Your program should produce output identical to the expected output. For example:

curl -O https://jhucsf.github.io/fall2021/assign/assign04/sumarr_x86_64.o
curl -O https://jhucsf.github.io/fall2021/assign/assign04/sumarr_x86_64.o.out
./magic sumarr_x86_64.o > actual_sumarr_x86_64.o.out
diff sumarr_x86_64.o.out actual_sumarr_x86_64.o.out
echo $?

If the diff command does not produce any output, and exits with an exit code of 0 (success), then your magic program produced the expected output for sumarr_x86_64.o.

Handling 32 bit and big-endian ELF files

If you choose to attemmpt handling 32 bit or big-endian ELF files, here are some tips. (Please note that this is a significant amount of work for almost no benefit!)
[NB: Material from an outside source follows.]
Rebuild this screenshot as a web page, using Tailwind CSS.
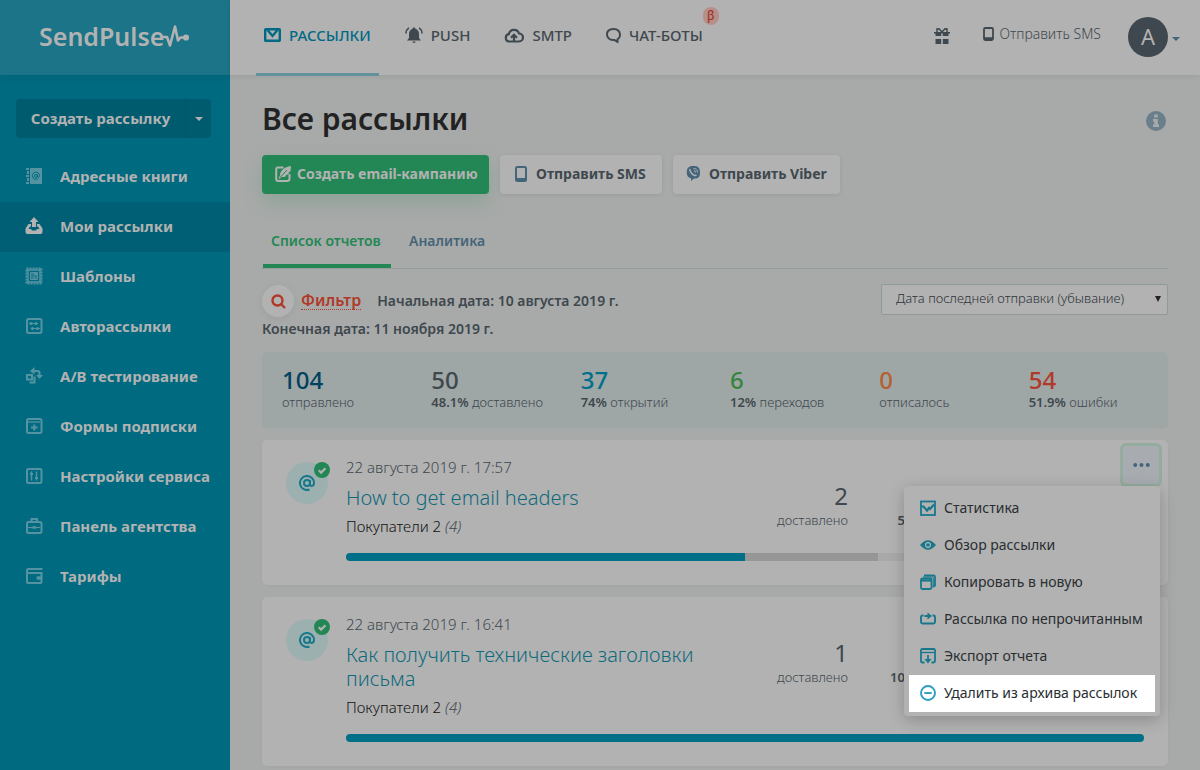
<!DOCTYPE html>
<html lang="ru">
<head>
<meta charset="utf-8">
<title>Все рассылки</title>
<script src="https://cdn.jsdelivr.net/npm/@tailwindcss/browser@4"></script>
</head>
<body class="flex min-h-screen bg-[#a8aaa9] font-['Noto_Sans',sans-serif] text-[#3e484e]">

<!-- Sidebar -->
<aside class="w-[230px] shrink-0 bg-[#006a80] text-[#b2b2b2]">
  <a href="#" class="flex h-[75px] items-center bg-[#1b7488] pb-1 pl-[39px] shadow-[0_1px_8px_rgba(0,0,0,0.08)]">
    <span class="text-[25px] leading-8 font-semibold">SendPulse</span>
    <svg class="h-6 w-7 -ml-[2px]" viewBox="0 0 28 24" fill="none" stroke="#b2b2b2" stroke-width="2.600" stroke-linejoin="round" stroke-linecap="round"><path d="M2 13h3l3 8.500L13 2.500l3 14 2.500-3H24"/><circle cx="24" cy="13.500" r="1.800" fill="#b2b2b2"/></svg>
  </a>
  <div class="mt-6 mr-[19px] mb-[14px] ml-4 flex h-[39px] overflow-hidden rounded-[4px] bg-[#005b6f]">
    <button class="flex-1 text-[15px] font-bold">Создать рассылку</button>
    <button aria-label="Ещё" class="flex w-[26px] items-center justify-center border-l border-[#00556a]"><svg class="h-1 w-2" viewBox="0 0 8 4" fill="#b2b2b2"><path d="M0 0h8L4 4z"/></svg></button>
  </div>
  <nav class="text-[15px] font-bold whitespace-nowrap">
    <a href="#" class="flex h-[50px] items-center gap-[17px] pb-[2px] pl-[25px]">
      <svg class="h-[18px] w-[18px]" viewBox="0 0 18 18" fill="#5593a2"><path d="M5 1h12v16H5z"/><path d="M1 1h3v2H1zM2 4h2v3H2zM1 8h3v2H1zM2 11h2v3H2zM1 15h3v2H1z"/><g fill="none" stroke="#006a80"><circle cx="11" cy="9" r="1.500"/><path d="M12.500 7.500v2.200c0 1 2 .8 2-.9a3.600 3.600 0 1 0-1.700 3"/></g></svg>
      Адресные книги</a>
    <a href="#" class="flex h-[50px] items-center gap-[17px] bg-[#005f74] pb-[2px] pl-[25px]">
      <svg class="h-[18px] w-[18px]" viewBox="0 0 18 18" fill="#b2b2b2"><path d="M9 0l4.500 5H11v5H7V5H4.500z"/><path fill-rule="evenodd" d="M3.500 7H6v2.500H5L3.500 12H6l1 1.500h4l1-1.500h2.500L13 9.500h-1V7h2.500L17.500 11.500V15a2 2 0 0 1-2 2h-13a2 2 0 0 1-2-2v-3.500z"/></svg>
      Мои рассылки</a>
    <a href="#" class="flex h-[50px] items-center gap-[17px] pb-[2px] pl-[25px]">
      <svg class="h-[18px] w-[18px]" viewBox="0 0 18 18" fill="none" stroke="#5593a2"><rect x="1.500" y="1.500" width="15" height="15" stroke-width="2" stroke-dasharray="2 1"/><path d="M3 3h12v12H3z" stroke-width="1.500"/><path fill="#5593a2" d="M5.500 5.500h7v7h-7z"/><path stroke="#006a80" d="M4.500 4.500h9v9h-9zM6 7h3M6 9h6M6 11h2.500M10 11h2"/></svg>
      Шаблоны</a>
    <a href="#" class="flex h-[50px] items-center gap-[17px] pb-[2px] pl-[25px]">
      <svg class="h-[18px] w-[18px]" viewBox="0 0 18 18" fill="none" stroke="#5593a2" stroke-width="2"><rect x="2" y="2" width="14.500" height="14" rx="1.500"/><path stroke-width="1.200" d="M4 6.500h9M6 11.500h9"/><g fill="#5593a2" stroke="none"><circle cx="6" cy="6.500" r="1.600"/><circle cx="11" cy="6.500" r="1.600"/><circle cx="7.500" cy="11.500" r="1.600"/><circle cx="12.500" cy="11.500" r="1.600"/></g></svg>
      Авторассылки</a>
    <a href="#" class="flex h-[50px] items-center gap-[17px] pb-[2px] pl-[25px]">
      <svg class="h-[18px] w-[18px]" viewBox="0 0 18 18" fill="none" stroke="#5593a2" stroke-width="2"><rect x="2" y="8" width="5" height="4.500"/><path d="M9.500 9.500v6H4.500"/><path d="M8.500 4h4q2 0 2 2v3"/><path fill="#5593a2" stroke="none" d="M9.500 0v7.500L5 4zM11 8h7l-3.500 4z"/></svg>
      A/B тестирование</a>
    <a href="#" class="flex h-[50px] items-center gap-[17px] pb-[2px] pl-[25px]">
      <svg class="h-[18px] w-[18px]" viewBox="0 0 18 18" fill="none" stroke="#5593a2" stroke-width="2"><rect x="2" y="2" width="14.500" height="14" rx="1.500"/><path stroke-width="1.300" d="M3 5h12"/><path d="M6 10.500h6.500M9.250 7.500v6"/></svg>
      Формы подписки</a>
    <a href="#" class="flex h-[50px] items-center gap-[17px] pb-[2px] pl-[25px]">
      <svg class="h-[18px] w-[18px]" viewBox="0 0 18 18" fill="none" stroke="#5593a2" stroke-width="2"><rect x="2" y="2" width="14.500" height="14" rx="1.500"/><path stroke-width="1.500" d="M6.500 4.500v9M11.500 4.500v9"/><path d="M5 7h3M10 11h3"/></svg>
      Настройки сервиса</a>
    <a href="#" class="flex h-[50px] items-center gap-[17px] pb-[2px] pl-[25px]">
      <svg class="h-[18px] w-[18px]" viewBox="0 0 18 18" fill="none" stroke="#5593a2" stroke-width="2"><rect x="2" y="5" width="14.500" height="11" rx="1.500"/><path d="M6.500 4.500V2H12v2.500"/><path stroke-width="1.200" d="M3 10.500h12"/><path stroke-width="2.500" d="M7.500 10.500H11"/></svg>
      Панель агентства</a>
    <a href="#" class="flex h-[50px] items-center gap-[17px] pb-[2px] pl-[25px]">
      <svg class="h-[18px] w-[18px]" viewBox="0 0 18 18" fill="none" stroke="#5593a2" stroke-width="2"><path d="M17.500 2H3.500Q2 2 2 3.500V15q0 1 1 1h12.500q1 0 1-1V6H2"/><path d="M17 9.500h-3.500q-1.500 0-1.500 1.500t1.500 1.500H17z" fill="#5593a2" stroke="none"/><path stroke-width="3" d="M11.500 11H17"/></svg>
      Тарифы</a>
  </nav>
</aside>

<div class="min-w-0 flex-1">
  <!-- Top bar -->
  <header class="flex h-[75px] items-center justify-between bg-[#b2b2b2] pl-[26px] pr-5 shadow-[0_1px_6px_rgba(0,0,0,0.08)]">
    <nav class="flex gap-[18px] self-stretch text-[15px] font-medium">
      <a href="#" class="-mb-px flex items-center gap-2 border-b-[3px] border-[#64929c] px-2 pb-[3px] text-[#006a85]">
        <svg class="h-[14px] w-[17px]" viewBox="0 0 17 14" fill="none" stroke="#006a85" stroke-width="2.400"><rect x="1.200" y="1.200" width="14.600" height="11.600" rx=".5"/><path d="M3.500 2l5 6 5-6"/></svg>
        РАССЫЛКИ</a>
      <a href="#" class="-mb-px flex items-center gap-2 border-b-[3px] border-transparent px-2 pb-[3px]">
        <svg class="h-[18px] w-[18px]" viewBox="0 0 18 18" fill="#3e484e"><path d="M9 1.500c1 0 1.300.6 1.300 1.200 2.500.7 3.700 2.800 3.700 5.300v4l2 2.500H2L4 12V8c0-2.500 1.200-4.600 3.700-5.300 0-.6.300-1.200 1.300-1.200zM7.500 15.500h3a1.500 1.500 0 0 1-3 0z"/><path fill="none" stroke="#3e484e" stroke-width="1.500" d="M1 7.500C1 5 2 3 4 1.800M17 7.500c0-2.500-1-4.500-3-5.700"/></svg>
        PUSH</a>
      <a href="#" class="-mb-px flex items-center gap-2 border-b-[3px] border-transparent px-2 pb-[3px]">
        <svg class="h-[15px] w-5" viewBox="0 0 20 15" fill="none" stroke="#3e484e" stroke-width="2.200"><path d="M5 13.500a3.700 3.700 0 0 1-.2-7.300A5.300 5.300 0 0 1 15 5.500a4 4 0 0 1 0 8z"/><path d="M10 14V8.500M7 9.800l3-3 3 3"/></svg>
        SMTP</a>
      <a href="#" class="relative -mb-px flex items-center gap-2 border-b-[3px] border-transparent px-2 pb-[3px]">
        <svg class="h-[15px] w-[15px]" viewBox="0 0 15 15" fill="none" stroke="#3e484e" stroke-width="2"><path d="M11.500 14v-2.700A5.500 5 0 0 0 14 7c0-3.300-2-6-6.500-6S1 3.500 1 6.500 3.500 12 7 12h1.500z"/></svg>
        ЧАТ-БОТЫ
        <span class="absolute top-[7px] -right-2 flex h-[18px] w-4 items-center justify-center rounded-full bg-[#b58f88] text-xs text-[#a03528]">β</span></a>
    </nav>
    <div class="flex items-center pb-[2px]">
      <button aria-label="Подарки" class="pb-[2px]"><svg class="h-4 w-4" viewBox="0 0 16 16" fill="#3e484e"><path d="M1.500 4.500h5.700V8H1.500zM8.800 4.500h5.700V8H8.800zM1.500 11h5.700v5H1.500zM8.800 11h5.700v5H8.800z"/><path d="M0 4h16v1.500H0z"/><path fill="none" stroke="#3e484e" stroke-width="1.500" d="M8 4L5 .8 3 1v3M8 4l3-3.200 2 .2v3"/></svg></button>
      <a href="#" class="ml-[33px] flex items-center gap-[5px] pb-[5px] text-sm font-light">
        <svg class="h-[14px] w-[11px]" viewBox="0 0 11 14" fill="none" stroke="#3e484e" stroke-width="1.800"><rect x="1" y="1" width="9" height="12" rx="1.200"/><path d="M1 11.500h9" stroke-width="2.500"/></svg>
        Отправить SMS</a>
      <button class="ml-[27px] flex items-center gap-1" aria-label="Профиль">
        <span class="flex size-10 items-center justify-center rounded-full bg-[#3e484e] text-[22px] text-[#b2b2b2]">A</span>
        <svg class="mt-1 h-1 w-2" viewBox="0 0 8 4" fill="#446579"><path d="M0 0h8L4 4z"/></svg>
      </button>
    </div>
  </header>

  <main class="px-8 pt-6 pb-1">
    <div class="flex items-center justify-between pr-[2px]">
      <h1 class="text-[30px] leading-10 font-semibold text-[#222]">Все рассылки</h1>
      <button aria-label="Информация" class="pt-1"><svg class="size-5" viewBox="0 0 20 20"><circle cx="10" cy="10" r="10" fill="#6a7f8c"/><path fill="#a8aaa9" d="M8.200 3.500h3.600v3H8.200zM7 8h4.800v5.500H13V16H7v-2.500h1.300v-3H7z"/></svg></button>
    </div>

    <div class="mt-4 flex gap-[11px] text-sm font-semibold whitespace-nowrap">
      <button class="flex h-[39px] w-[227px] items-center gap-1.5 rounded-[4px] bg-[#238755] pb-[2px] pl-[13px] font-bold text-[#b2b2b2] shadow-[0_8px_20px_rgba(35,135,85,0.2)]">
        <svg class="h-4 w-4 shrink-0" viewBox="0 0 16 16" fill="none" stroke="#b2b2b2" stroke-width="2"><path d="M8.500 1.500H3Q1.200 1.500 1.200 3.500v9.500q0 2 2 2H12q2.500 0 2.500-2V8"/><path fill="#b2b2b2" stroke="none" d="M16 0l-.5 5.500-2 .5.800.8-2 2-2 .2 1 .8-2 1.200H6.500L4.500 13l-1-1L5 9.500C5 5 9 1 16 0z"/><path stroke="#238755" stroke-width="1" d="M5 11.500L12 4"/></svg>
        Создать email-кампанию</button>
      <button class="flex h-[39px] w-[162px] items-center gap-[9px] rounded-[4px] bg-[#b2b2b2] pb-[2px] pl-[15px] font-bold shadow-[0_1px_4px_rgba(0,0,0,0.08)]">
        <svg class="h-4 w-3 shrink-0" viewBox="0 0 12 16" fill="none" stroke="#446579" stroke-width="2"><rect x="1" y="1" width="10" height="14" rx="1.500"/><path d="M1 13.500h10" stroke-width="3"/></svg>
        Отправить SMS</button>
      <button class="flex h-[39px] w-[167px] items-center gap-2 rounded-[4px] bg-[#b2b2b2] pb-[2px] pl-[13px] font-bold shadow-[0_1px_4px_rgba(0,0,0,0.08)]">
        <svg class="h-[15px] w-[15px] shrink-0" viewBox="0 0 15 15"><path fill="#446579" d="M7.500 0C12 0 14 1.500 14 6.500S12 12.500 8 12.500L5 15v-2.800C2 11.500.8 10 .8 6.500.8 1.500 3 0 7.500 0z"/><path fill="none" stroke="#b2b2b2" stroke-width="1.500" d="M4.300 3c-1 1 .2 3 1.500 4.500S9.300 10 10.500 9"/><path fill="none" stroke="#b2b2b2" d="M7.500 2.500c2.500 0 4 1.500 4 4M8 4.500q1.500.3 1.500 2"/></svg>
        Отправить Viber</button>
    </div>

    <nav class="mt-[34px] flex h-[41px] border-b border-[#929c9b] pl-px text-sm font-semibold">
      <a href="#" class="flex h-10 w-32 border-b-4 border-[#238755] pt-[3px] pl-2 text-[#238755]">Список отчетов</a>
      <a href="#" class="flex h-10 pt-[3px] pl-[18px] text-[#446579]">Аналитика</a>
    </nav>

    <div class="mt-[15px] flex items-start justify-between gap-4 text-sm font-semibold">
      <div class="pt-px">
        <div class="flex items-center">
          <button class="flex items-center gap-[7px] text-base text-[#b03a2a]">
            <span class="flex size-8 items-center justify-center rounded-full bg-[#b2b2b2] shadow-[0_2px_8px_rgba(0,0,0,0.07)]"><svg class="h-[15px] w-[15px]" viewBox="0 0 15 15" fill="none" stroke="#b03a2a" stroke-width="2.400"><circle cx="6.500" cy="6.500" r="5"/><path d="M9.500 9.500l4.500 4.500"/></svg></span>
            <span class="border-b border-dotted border-[#b03a2a] leading-[17px]">Фильтр</span></button>
          <span class="ml-4">Начальная дата: 10 августа 2019 г.</span>
        </div>
        <div class="mt-[2px] leading-5">Конечная дата: 11 ноября 2019 г.</div>
      </div>
      <div class="relative h-[31px] w-[287px]">
        <select aria-label="Сортировка" class="h-full w-full appearance-none rounded-[2px] border border-[#8f9a9b] bg-[#b2b2b2] px-[14px] pb-[2px] text-[13px] font-light text-[#2e3538]"><option>Дата последней отправки (убывание)</option></select>
        <svg class="pointer-events-none absolute top-3 right-[7px] h-[6px] w-[6px]" viewBox="0 0 6 6" fill="#222"><path d="M0 0h6L3 6z"/></svg>
      </div>
    </div>

    <section class="mt-[13px] grid grid-cols-6 rounded-[5px] bg-[#9fa6a6] px-[5px] pt-[14px] pb-[17px] text-[13px] whitespace-nowrap">
      <div class="pl-[15px]"><div class="text-2xl leading-7 font-medium text-[#00425f]">104</div><div class="leading-[17px] font-light">отправлено</div></div>
      <div class="pl-[15px]"><div class="text-2xl leading-7 font-medium">50</div><div class="leading-[17px] font-light"><b class="font-semibold">48.1%</b> доставлено</div></div>
      <div class="pl-[15px]"><div class="text-2xl leading-7 font-medium text-[#006f8a]">37</div><div class="leading-[17px] font-light"><b class="font-semibold">74%</b> открытий</div></div>
      <div class="pl-[15px]"><div class="text-2xl leading-7 font-medium text-[#37853d]">6</div><div class="leading-[17px] font-light"><b class="font-semibold">12%</b> переходов</div></div>
      <div class="pl-[15px]"><div class="text-2xl leading-7 font-medium text-[#b5602f]">0</div><div class="leading-[17px] font-light">отписалось</div></div>
      <div class="pl-[15px]"><div class="text-2xl leading-7 font-medium text-[#b03a2a]">54</div><div class="leading-[17px] font-light"><b class="font-semibold">51.9%</b> ошибки</div></div>
    </section>

    <article class="relative mt-3 flex gap-[18px] rounded-[5px] bg-[#b2b2b2] px-6 pt-[15px] pb-6 shadow-[0_1px_3px_rgba(0,0,0,0.03)]">
      <div class="relative mt-[7px] flex size-[42px] shrink-0 items-center justify-center rounded-full bg-[#9db0b0]">
        <svg class="size-4" viewBox="0 0 16 16" fill="none" stroke="#17788c" stroke-width="2"><circle cx="8" cy="8" r="3"/><path d="M11 5v4.500c0 2.200 4 2 4-1.500a7 7 0 1 0-4.500 6.500"/></svg>
        <svg class="absolute top-0 -right-[2px] size-4" viewBox="0 0 16 16"><circle cx="8" cy="8" r="8" fill="#238755"/><path fill="none" stroke="#b2b2b2" stroke-width="2.200" d="M4.800 8.300l2.300 2.300 4.400-4.400"/></svg>
      </div>
      <div class="min-w-0 flex-1">
        <div class="flex">
          <div class="min-w-0 flex-1">
            <div class="text-[15px] leading-6 font-light">22 августа 2019 г. 17:57</div>
            <a href="#" class="mt-[7px] block text-xl leading-6 font-light text-[#0f6a7d]">How to get email headers</a>
            <div class="mt-1 text-[15px] leading-6 font-light text-[#111]">Покупатели 2 <i class="text-[#3e484e]">(4)</i></div>
          </div>
          <div class="flex pt-[27px] pr-[159px] text-right text-[13px] font-light">
            <div><div class="text-2xl leading-7 font-normal">2</div><div class="leading-5">доставлено</div></div>
            <div class="w-[137px]"><div class="text-2xl leading-7 font-normal">1</div><div class="leading-5"><b class="font-semibold">50%</b> открытий</div></div>
          </div>
        </div>
        <div class="mt-[15px] flex h-2 overflow-hidden rounded-full bg-[#a9a9a9]"><div class="bg-[#006f87]" style="width:50%"></div><div class="bg-[#969696]" style="width:16.67%"></div></div>
      </div>

      <button aria-label="Действия" class="absolute top-[3px] right-[6px] flex h-[44px] w-[42px] items-center justify-center rounded-[6px] border-[3px] border-[#93ac9e] bg-[#a8acb0]"><svg class="h-1 w-[17px]" viewBox="0 0 17 4" fill="#446579"><circle cx="2.200" cy="2" r="2"/><circle cx="8.500" cy="2" r="2"/><circle cx="14.800" cy="2" r="2"/></svg></button>

      <!-- Campaign actions menu -->
      <ul class="absolute top-[46px] right-2 z-10 w-64 rounded-[4px] bg-[#b2b2b2] px-[5px] py-1 text-sm whitespace-nowrap text-[#292e31] shadow-[0_4px_16px_rgba(0,0,0,0.22)]">
        <li><a href="#" class="flex h-[37px] items-center gap-2 pb-[2px] pl-[11px]">
          <svg class="size-4" viewBox="0 0 16 16" fill="none" stroke="#17788c" stroke-width="1.800"><rect x="1" y="1.500" width="14" height="13.500"/><path stroke-width="2.200" d="M1.500 6.500h2l3.500 4 2-2.500 1 1 4-4.500"/></svg>Статистика</a></li>
        <li><a href="#" class="flex h-[37px] items-center gap-2 pb-[2px] pl-[11px]">
          <svg class="size-4" viewBox="0 0 16 16"><path fill="#17788c" d="M0 8q8-9.500 16 0-8 9.500-16 0z"/><circle cx="8" cy="8" r="3" fill="#b2b2b2"/><circle cx="8" cy="8" r="1.800" fill="#17788c"/></svg>Обзор рассылки</a></li>
        <li><a href="#" class="flex h-[37px] items-center gap-2 pb-[2px] pl-[11px]">
          <svg class="size-4" viewBox="0 0 16 16" fill="none" stroke="#17788c" stroke-width="1.800"><rect x="1" y="4.500" width="10.500" height="10.500" rx="1.500"/><path d="M1 6.500h10.500" stroke-width="2.200"/><path d="M4 1.500h9.500Q15 1.500 15 3v8.500L13 13"/><path d="M3 3h9.500q.8 0 .8 1v8" stroke-width="1"/></svg>Копировать в новую</a></li>
        <li><a href="#" class="flex h-[37px] items-center gap-2 pb-[2px] pl-[11px]">
          <svg class="size-4" viewBox="0 0 16 16" fill="none" stroke="#17788c" stroke-width="1.900"><path d="M3.500 4.500H2.500Q1 4.500 1 6v5q0 1.500 1.500 1.500h11Q15 12.500 15 11V6q0-1.500-1.500-1.500h-1M4.500 5H8"/><path fill="#17788c" stroke="none" d="M7.500 1.500L12 5 7.500 8.500z"/></svg>Рассылка по непрочитанным</a></li>
        <li><a href="#" class="flex h-[37px] items-center gap-2 pb-[2px] pl-[11px]">
          <svg class="size-4" viewBox="0 0 16 16" fill="none" stroke="#17788c" stroke-width="1.800"><path d="M4.500 14.500H2.500Q1 14.500 1 13V2.500Q1 1 2.500 1h11Q15 1 15 2.500V13q0 1.500-1.500 1.500h-2"/><path stroke-width="1.300" d="M2 4.500h12"/><path d="M8 7v5"/><path fill="#17788c" stroke="none" d="M4.500 11h7L8 15.500z"/></svg>Экспорт отчета</a></li>
        <li><a href="#" class="flex h-[37px] items-center gap-2 bg-white pb-[2px] pl-[11px]">
          <svg class="size-4" viewBox="0 0 16 16" fill="none" stroke="#2e9cc4" stroke-width="1.900"><circle cx="8" cy="8" r="7"/><path d="M4.300 8h7.400"/></svg>Удалить из архива рассылок</a></li>
      </ul>
    </article>

    <article class="mt-3 flex gap-[18px] rounded-[5px] bg-[#b2b2b2] px-6 pt-[15px] pb-6 shadow-[0_1px_3px_rgba(0,0,0,0.03)]">
      <div class="relative mt-[7px] flex size-[42px] shrink-0 items-center justify-center rounded-full bg-[#9db0b0]">
        <svg class="size-4" viewBox="0 0 16 16" fill="none" stroke="#17788c" stroke-width="2"><circle cx="8" cy="8" r="3"/><path d="M11 5v4.500c0 2.200 4 2 4-1.500a7 7 0 1 0-4.500 6.500"/></svg>
        <svg class="absolute top-0 -right-[2px] size-4" viewBox="0 0 16 16"><circle cx="8" cy="8" r="8" fill="#238755"/><path fill="none" stroke="#b2b2b2" stroke-width="2.200" d="M4.800 8.300l2.300 2.300 4.400-4.400"/></svg>
      </div>
      <div class="min-w-0 flex-1">
        <div class="flex">
          <div class="min-w-0 flex-1">
            <div class="text-[15px] leading-6 font-light">22 августа 2019 г. 16:41</div>
            <a href="#" class="mt-[7px] block max-w-[400px] text-xl leading-6 font-light text-[#0f6a7d]">Как получить технические заголовки письма</a>
            <div class="mt-1 text-[15px] leading-6 font-light text-[#111]">Покупатели 2 <i class="text-[#3e484e]">(4)</i></div>
          </div>
          <div class="flex pt-[27px] pr-[159px] text-right text-[13px] font-light">
            <div><div class="text-2xl leading-7 font-normal">1</div><div class="leading-5">доставлено</div></div>
            <div class="w-[137px]"><div class="text-2xl leading-7 font-normal">1</div><div class="leading-5"><b class="font-semibold">100%</b> открытий</div></div>
          </div>
        </div>
        <div class="mt-[15px] flex h-2 overflow-hidden rounded-full bg-[#a9a9a9]"><div class="bg-[#006f87]" style="width:100%"></div></div>
      </div>
    </article>
  </main>
</div>
</body>
</html>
The e_ident[EI_CLASS] array element in the ELF header indicates whether the ELF file is 32 bit or 64 bit.

As noted in the <elf.h> section, there are a separate set of data types for headers and symbol table entries in 32-bit ELF files. You will need to use these if the ELF file being analyzed is a 32-bit file.

If the ELF file is big-endian, you will need to “byte swap” each multi-byte data value that the program accessed, by reversing the bytes in its representation. This is based on the assumption that your program will be running on x86-64 Linux, which is a little-endian system.

Submitting

Edit the README.txt file to summarize each team member’s contributions.

You can create a zipfile of your solution using the command make solution.zip.

Submit your zipfile to Gradescope as Assignment 4.